The National Woman Suffrage Association was fighting for women’s right to vote at this time in America, whereas the United Kingdom along with Ireland saw an improvement in living conditions, by virtue of which the marriage and birth rates were at a high. This resistance towards patriarchy is what interested us, especially since this time also saw the rise of The New Woman in literature, which piqued our curiosity as to how women were represented in art. The oppressive sentiments through which women are portrayed in literature is what made us ask the question

How is literature used to further subjugate women during a time of great resistance?

Our research attempts to analyse the severity of atrocities faced by women in comparison to that faced by men in the context of horror, and to see how the portrayal of gender in this particular genre is geared towards patriarchal ideologies.

Corpus Description

For our corpora, we chose authors Mary Shelley, Bram Stoker, H.P. Lovecraft, and R.L. Stevenson. All our authors wrote novels that belong to the horror genre. We wanted to explore the advantages and limitations of sentiment analysis through this genre in order to gauge the intensity of emotions felt by characters in response to the atrocities faced by them in this particular context. Since our collection of authors is predominantly male, we decided to use gender as a parameter for our research, in order to analyse the discrepancies within the characters’ sentiments. Since the authors we have chosen did not write all their novels in the horror genre, we have selected documents within our corpora which we thought were more representative of the context we want to look into.

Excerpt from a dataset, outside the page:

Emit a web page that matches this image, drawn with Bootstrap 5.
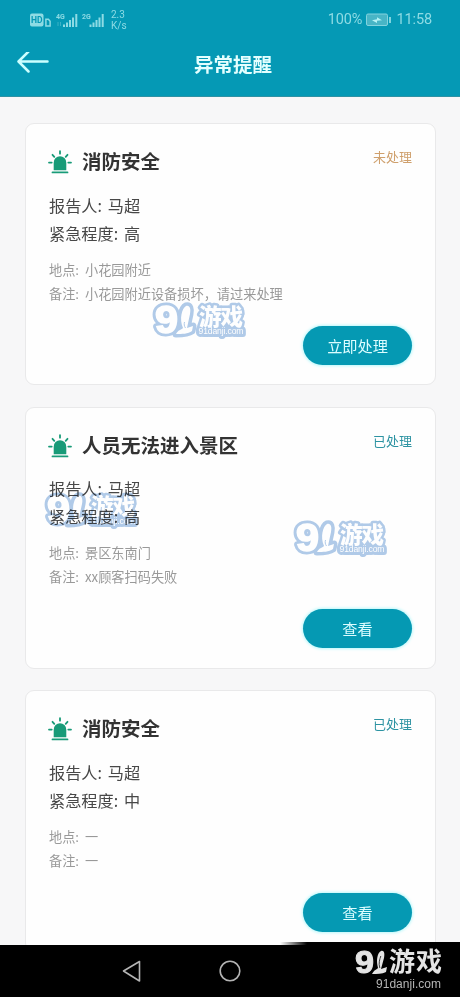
<!DOCTYPE html>
<html lang="zh-CN">
<head>
<meta charset="utf-8">
<meta name="viewport" content="width=device-width, initial-scale=1">
<title>异常提醒</title>
<link href="https://cdn.jsdelivr.net/npm/bootstrap@5.3.0/dist/css/bootstrap.min.css" rel="stylesheet">
<style>
  body { font-family: "Noto Sans CJK SC", sans-serif; background: #f7f7f8; color: #444; }
  .screen { width: 460px; height: 997px; }
  .app-header { height: 97px; background: #0599b5; border-bottom: 1px solid #2f92a4; flex: none; }
  .status-strip { height: 40px; padding: 0 28px 0 30px; font-family: Roboto, sans-serif; color: #8edbe4; }
  .net-speed { font-size: 10px; line-height: 11.5px; margin-left: 7px; }
  .clock { font-size: 14.5px; line-height: 20px; letter-spacing: -.1px; }
  .title-bar { display: grid; grid-template-columns: 60px 1fr 54px; height: 50px; }
  .page-title { font-size: 19.5px; font-weight: 700; color: #e4ffff; line-height: 48px; }
  .feed { padding: 26px 24.5px 0; gap: 21.5px; min-height: 0; }
  .alert-card { height: 262px; flex: none; border: 1px solid #e9e9ea; border-radius: 9px; padding: 22px 22.5px 19.5px 23.5px; background: #fefefe; }
  .card-head { height: 30px; }
  .siren { margin: 4px 0 0 -1px; }
  .head-title { font-size: 19.5px; font-weight: 700; line-height: 30px; color: #333; margin-left: 10px; }
  .state { font-size: 13px; line-height: 21px; color: #2d93a2; }
  .state-open { color: #cfa06d; }
  .info { font-size: 16.2px; line-height: 28.4px; margin-top: 14.5px; word-spacing: 2px; color: #484848; }
  .detail { font-size: 13.2px; line-height: 24.4px; margin-top: 10.2px; word-spacing: 3px; color: #999; }
  .action { width: 109px; height: 39px; background: #0599b3; color: #dcfdff; border: 0; border-radius: 20px; font-size: 15.2px; line-height: 39px; padding: 0; box-shadow: 0 0 3px 1px #b9f8fb; }
  .action:hover { background: #0589a2; color: #fff; }
  .system-nav { height: 52px; background: #000; flex: none; }
  .stamp { position: absolute; mix-blend-mode: multiply; }
  .stamp-a { left: 150px; top: 300px; }
  .stamp-b { left: 42px; top: 490px; }
  .stamp-c { left: 291px; top: 518px; }
  .corner-brand { position: absolute; left: 280px; top: 941px; }
</style>
</head>
<body>
<svg width="0" height="0" class="position-absolute">
  <defs>
    <symbol id="siren" viewBox="0 0 24 24">
      <path d="M5.700 20.300v-7.600a6.300 6.500 0 0 1 12.600 0v7.600z" fill="#189b78"/>
      <path d="M4.500 22.400h15M1 12.600h2.700M20.300 12.600H23M12 1.200v2.500M4.500 4.800l1.800 2M19.500 4.800l-1.800 2" fill="none" stroke="#189b78" stroke-width="1.800" stroke-linecap="round"/>
    </symbol>
    <symbol id="brand-stamp" viewBox="0 0 98 42">
      <g fill="#b1cbe9" stroke="#b1cbe9" stroke-width="7" stroke-linejoin="round" font-weight="900">
        <text x="5" y="33" font-size="38" font-family="Liberation Sans, sans-serif" font-weight="700" textLength="23" lengthAdjust="spacingAndGlyphs">9</text>
        <path d="M36 6c4-1 5 3 4 8l-3 14 6-2-1 5c-4 3-10 3-16 3 2-4 5-4 7-6-4-9-1-20 3-22z"/>
        <text x="49" y="25" font-size="22.500" textLength="44" font-family="Noto Sans CJK SC, sans-serif" stroke-width="5">游戏</text>
        <text x="48.500" y="34" font-size="8.600" font-weight="400" stroke-width="6" textLength="45" font-family="Liberation Sans, sans-serif">91danji.com</text>
      </g>
      <g fill="#fff" font-weight="900">
        <text x="5" y="33" font-size="38" font-family="Liberation Sans, sans-serif" font-weight="700" stroke="#fff" stroke-width="1.600" textLength="23" lengthAdjust="spacingAndGlyphs">9</text>
        <path d="M36 6c4-1 5 3 4 8l-3 14 6-2-1 5c-4 3-10 3-16 3 2-4 5-4 7-6-4-9-1-20 3-22z"/>
        <text x="49" y="25" font-size="22.500" textLength="44" font-family="Noto Sans CJK SC, sans-serif">游戏</text>
        <text x="48.500" y="34" font-size="8.600" font-weight="400" textLength="45" font-family="Liberation Sans, sans-serif">91danji.com</text>
      </g>
      <path d="M35.500 28c-1.500-2-1.500-4-1-6" fill="none" stroke="#b1cbe9"/>
    </symbol>
  </defs>
</svg>

<div class="screen position-relative overflow-hidden d-flex flex-column">
  <header class="app-header">
    <div class="status-strip d-flex align-items-center justify-content-between">
      <div class="d-flex align-items-center">
        <svg width="74" height="18" viewBox="0 0 74 18" fill="#8edbe4" font-family="Roboto, sans-serif" font-weight="700">
          <rect y="2.500" width="13.500" height="13" rx="2"/>
          <text x="1" y="12.200" font-size="8.500" fill="#0599b5">HD</text>
          <path d="M15.900 8.300h2.500l1.700 2v4.700h-4.200z" fill="none" stroke="#8edbe4" stroke-width="1.500"/>
          <text x="26" y="8" font-size="7">4G</text>
          <path d="M28 11v4M30.500 11v4" stroke="#48b9ca" stroke-width=".8"/>
          <path d="M33 13.500h2V16h-2zM36 11.500h2V16h-2zM39 9h2v7h-2zM42 6.500h2V16h-2zM45.300 3h2v13h-2z"/>
          <text x="52" y="8" font-size="7">2G</text>
          <path d="M59.500 13.500h2V16h-2zM62.500 11.500h2V16h-2zM65.500 9h2v7h-2zM68.500 6.500h2V16h-2zM71.700 3h2v13h-2z"/>
        </svg>
        <div class="net-speed">2.3<br>K/s</div>
      </div>
      <div class="clock d-flex align-items-center">
        <span>100%</span>
        <svg class="mx-1" width="26" height="14" viewBox="0 0 26 14">
          <rect x=".5" y="1" width="21" height="11.500" rx="1.500" fill="#48b5c6" stroke="#82d3de"/>
          <path d="M6 7.300l5-1V4.200l5 3-5 .500V10z" fill="#b5f2f5"/>
          <path d="M24 4v6" stroke="#8edbe4" stroke-width="1.800"/>
        </svg>
        <span>11:58</span>
      </div>
    </div>
    <div class="title-bar">
      <div class="d-flex align-items-center ps-3">
        <svg width="34" height="26" viewBox="0 0 34 26" fill="none" stroke="#cbffff" stroke-width="2.500" stroke-linecap="round" stroke-linejoin="round"><path d="M31.500 9.500H3M12.500-.5L2.500 9.500l10 10"/></svg>
      </div>
      <div class="page-title text-center">异常提醒</div>
    </div>
  </header>

  <main class="feed d-flex flex-column flex-grow-1 overflow-hidden">
    <article class="alert-card d-flex flex-column">
      <div class="card-head d-flex">
        <svg class="siren" width="24" height="24"><use href="#siren"/></svg>
        <h2 class="head-title mb-0">消防安全</h2>
        <span class="state state-open ms-auto">未处理</span>
      </div>
      <div class="info">报告人: 马超<br>紧急程度: 高</div>
      <div class="detail">地点: 小花园附近<br>备注: 小花园附近设备损坏，请过来处理</div>
      <button class="btn action align-self-end mt-auto">立即处理</button>
    </article>
    <article class="alert-card d-flex flex-column">
      <div class="card-head d-flex">
        <svg class="siren" width="24" height="24"><use href="#siren"/></svg>
        <h2 class="head-title mb-0">人员无法进入景区</h2>
        <span class="state ms-auto">已处理</span>
      </div>
      <div class="info">报告人: 马超<br>紧急程度: 高</div>
      <div class="detail">地点: 景区东南门<br>备注: xx顾客扫码失败</div>
      <button class="btn action align-self-end mt-auto">查看</button>
    </article>
    <article class="alert-card d-flex flex-column">
      <div class="card-head d-flex">
        <svg class="siren" width="24" height="24"><use href="#siren"/></svg>
        <h2 class="head-title mb-0">消防安全</h2>
        <span class="state ms-auto">已处理</span>
      </div>
      <div class="info">报告人: 马超<br>紧急程度: 中</div>
      <div class="detail">地点: 一<br>备注: 一</div>
      <button class="btn action align-self-end mt-auto">查看</button>
    </article>
  </main>

  <footer class="system-nav d-flex align-items-center">
    <svg width="460" height="52" viewBox="0 0 460 52" fill="none" stroke="#b4b4b4" stroke-width="1.600" stroke-linejoin="round">
      <path d="M139.500 16.500v19.500L123.500 26z"/>
      <circle cx="230" cy="26" r="9.800"/>
    </svg>
  </footer>

  <svg class="stamp stamp-a" width="98" height="42"><use href="#brand-stamp"/></svg>
  <svg class="stamp stamp-b" width="98" height="42"><use href="#brand-stamp"/></svg>
  <svg class="stamp stamp-c" width="98" height="42"><use href="#brand-stamp"/></svg>

  <svg class="corner-brand" width="180" height="56" viewBox="0 0 180 56" fill="#e4e4e4">
    <defs><linearGradient id="edge"><stop offset="0" stop-opacity="0"/><stop offset=".15"/></linearGradient></defs>
    <rect y="1" width="180" height="55" fill="url(#edge)"/>
    <text x="75" y="32" font-size="32" font-weight="700" stroke="#e4e4e4" font-family="Liberation Sans, sans-serif" textLength="19" lengthAdjust="spacingAndGlyphs">9</text>
    <path d="M101 10c3-1 4 2 3 7l-3 11 6-2-1 5c-4 2-9 2-14 2 2-4 4-4 6-6-2-7-1-15 3-17z"/>
    <path d="M99.800 27c-1.500-5 0-9 1-12" fill="none" stroke="#111" stroke-width=".8"/>
    <text x="109" y="30" font-size="26" font-weight="700" textLength="53" font-family="Noto Sans CJK SC, sans-serif">游戏</text>
    <text x="96" y="46.500" font-size="12" fill="#b5b5b5" textLength="65" font-family="Liberation Sans, sans-serif">91danji.com</text>
  </svg>
</div>
<script src="https://cdn.jsdelivr.net/npm/bootstrap@5.3.0/dist/js/bootstrap.bundle.min.js"></script>
</body>
</html>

The corpus for H.P Lovecraft has a total of 105 documents, with the longest and shortest documents being The Case of Charles Dexter Ward and The Slaying of the Monster, respectively. The corpus has a total of 7,22,702 words. For Mary Shelley, our corpus contains 14 documents, with the longest and shortest documents being The Last Man and Prospine and Midas, respectively. The corpus has a total of 12,58,391 words. For R.L. Stevenson, there are a total of 17 documents in the corpus, with a total of 12,11,135 words. The longest and shortest documents being The Wrecker and Child’s Garden of Verses, respectively. Lastly, for Bram Stoker, there are 10 documents in the corpus, with a total of 9,85,348 words. The longest and shortest documents being The Dracula and The Watter’s Mou, respectively. In totality, our corpora of these four authors have 146 documents, with a total of 41,77,576 words.

Data Visualisations

To test our hypothesis, we first extracted the characters from the texts. This was done via Named Entity Recognition in R (specifically, the Maxent Entity Annotator using the openNLP model in English). Since the NER library seems to have a strong bias for categorising words starting in capitals as Proper Nouns, we retained the case of the characters in our cleaning phase.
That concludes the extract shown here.